Like most high school guitar players, I thought I would be a rock star when I grew up. But my rock group hardly ever got any gigs, while a bunch of guys I was playing bluegrass with got more gigs than we could handle. Over the next 6 or 8 years The Southland Ramblers built quite a following, playing hundreds of gigs and recording three albums. If you so desire, you can read more about the records here. And through the miracle of modern technology, you can click here to listen to them. Alas, the band eventually dissolved as the youngest of us went off to school, got jobs, got married, and started our families.
Speaking of school and marriage, I studied visual arts in college, with a concentration in painting and drawing.
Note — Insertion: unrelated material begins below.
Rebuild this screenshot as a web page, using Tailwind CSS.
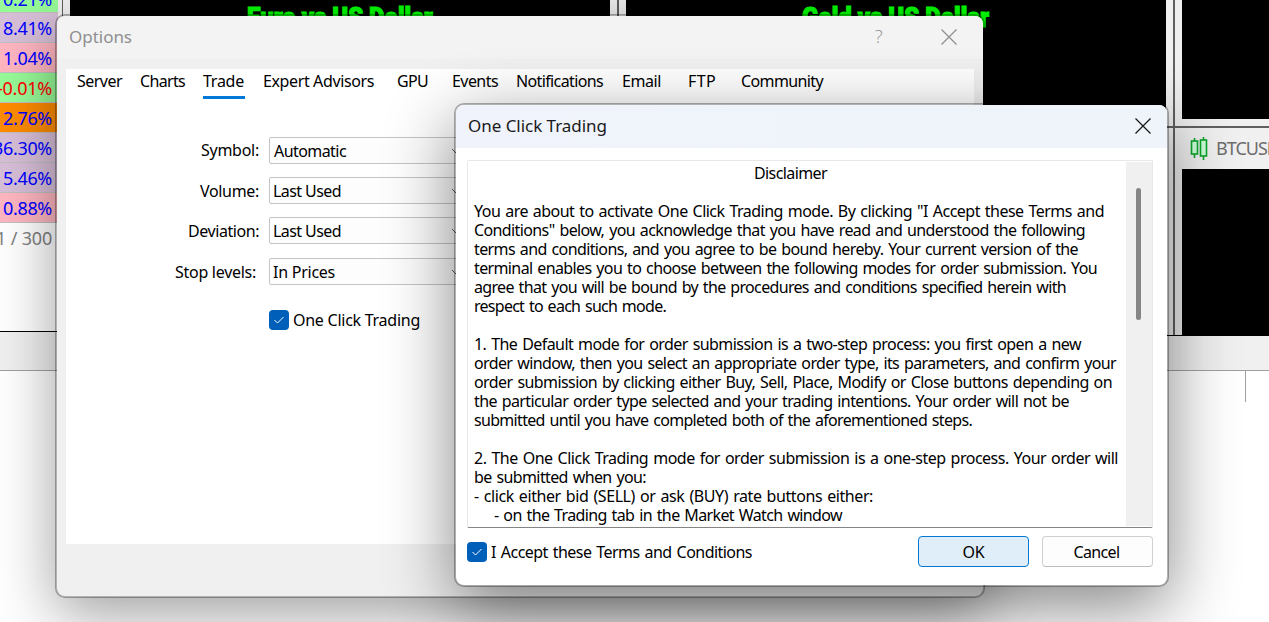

One day in sculpture class I met Suzy, the woman who would soon become my wife. That’s far more than most people get out of a fine arts education, I can assure you.
Leaving school armed with my trusty BFA, I worked a string of jobs which were completely unrelated to my education and had the added benefit of paying almost no money. So I was in the perfect position to pounce when the textile industry came a-calling. Actually I went to them, they didn’t come to me, but the beauty of writing my own bio is I can tell it any way I want. The point is that I’ve spent the last 25 years as a technical designer in the upholstery industry.
In 1990 Suzy, a jewelry designer and dog trainer, and I packed up our dogs and all our belongings and followed my job to Pennsylvania, where we lived for 14 years. Rather than communing with the Amish, I made some new musical friends, played rhythm guitar for Frankie Big Face, and started writing songs again. We discovered a weekly online songwriting competition called SongFight!, and that’s when I began using the band name and pseudonym Brick Pig, which my friend Jim and I had made up on a lark years earlier. I was never a prolific songwriter, and it doesn’t appear that I ever will be, but I still enjoy writing and recording whenever I get around to doing it.
In 2003 I changed companies again and we (Suzy and I, not Frankie Big Face) moved to New Jersey, just outside NYC. During the few minutes each week when I wasn’t working or sitting on a commuter train, I managed to squeeze in some guitar lessons, watch a lot of hockey, go to a lot of concerts & shows, and I even tried hang gliding a couple times.
Then in the Spring of 2018, the economic situation at that company finally caught up with me and I was downsized/laid off/made redundant. It was pretty scary, but with overwhelming good fortune I was able to find a job at another mill, back in PA. So we moved to western NJ, where I’m close enough to commute into PA every day and we’re still within range of Suzy’s clientele.